Your example sentence is:

It busied me for hours.

According to some current grammar sources (which are always subject to change) your sentence could be termed "ungrammatical" because it uses the verb busy without a reflexive pronoun as its object.

Some accepted references in standard grammar hold that there are a very few verbs in English that we should use only reflexively. If you were taught that busy should only be used with a reflexive pronoun, this may be the reason.

For example, Cambridge Grammar of the English Language (CGEL) presents (on p1488) the following verbs as having "a reflexive as the only (or virtually the only) type of object permitted."

  • absent (from)
  • avail (of)
  • busy
  • comport
  • ingratiate

To this list, Collins Cobuild English grammar adds:

  • pride
  • content

Collins Cobuild English grammar goes on to tell us:

true reflexive verbs

3.28. Note that the verbs 'busy', 'content, and 'pride' are true reflexive verbs: they must be used with a reflexive pronoun.
He had busied himself in the laboratory.
Many scholars contented themselves with writing textbooks.
He prides himself on his tidiness.

We would not usually say this in English:

I was contented to be home again.
They prided on their beautiful car.
The soldier absented from the battle.
We availed us of some food.
It busied me for hours.

Instead, we would normally say:

I contented myself to be home again.
   (or I was content adjective to be home again.)
They prided themselves on their beautiful car.
The soldier absented himself from the battle.
We availed ourselves of some food.
I busied myself for hours (with it).

This doesn't mean that a student of English, or a native speaker, will never employ or encounter usages like the first examples in everyday speech and writing.
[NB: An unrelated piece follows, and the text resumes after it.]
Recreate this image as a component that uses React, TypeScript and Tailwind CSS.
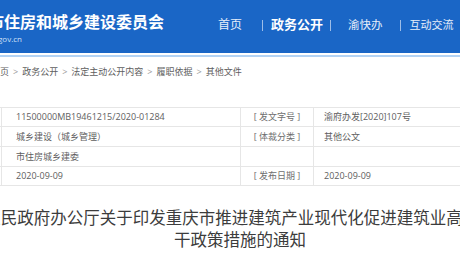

It's easy to find them with any search engine. What it does mean to a student of English is that the examples above demonstrate a "proper" use of these verbs according to some accepted sources. If you're learning English, it's a good idea to learn the use of these particular verbs as shown in the counterexamples.


English is always changing, and there is no "official" authority on correct English grammar and usage. Rather, "correct" usage is put forward as an occasionally fractious consensus among

  • linguists
  • editors
  • professors
  • writers
  • students
  • bloggers
  • lexicographers

...and finally, and most importantly, the hundreds of millions of normal people who are none of the above!

Over time, spellings, meanings, and usages achieve the status of correct, and the spellings, meanings, and usages are published in dictionaries and grammars. It used to be that a new word, meaning, or usage could be years in this process of discussion, consideration, and finally publication. But because it now takes only a few minutes to publish a revised spelling, meaning, or usage, and because the number of English speakers in the world is growing so fast, what is correct today may be less correct tomorrow. As a student of English, your best bet is to master the current "correct" usages first. Remember this short list of reflexive-only verbs!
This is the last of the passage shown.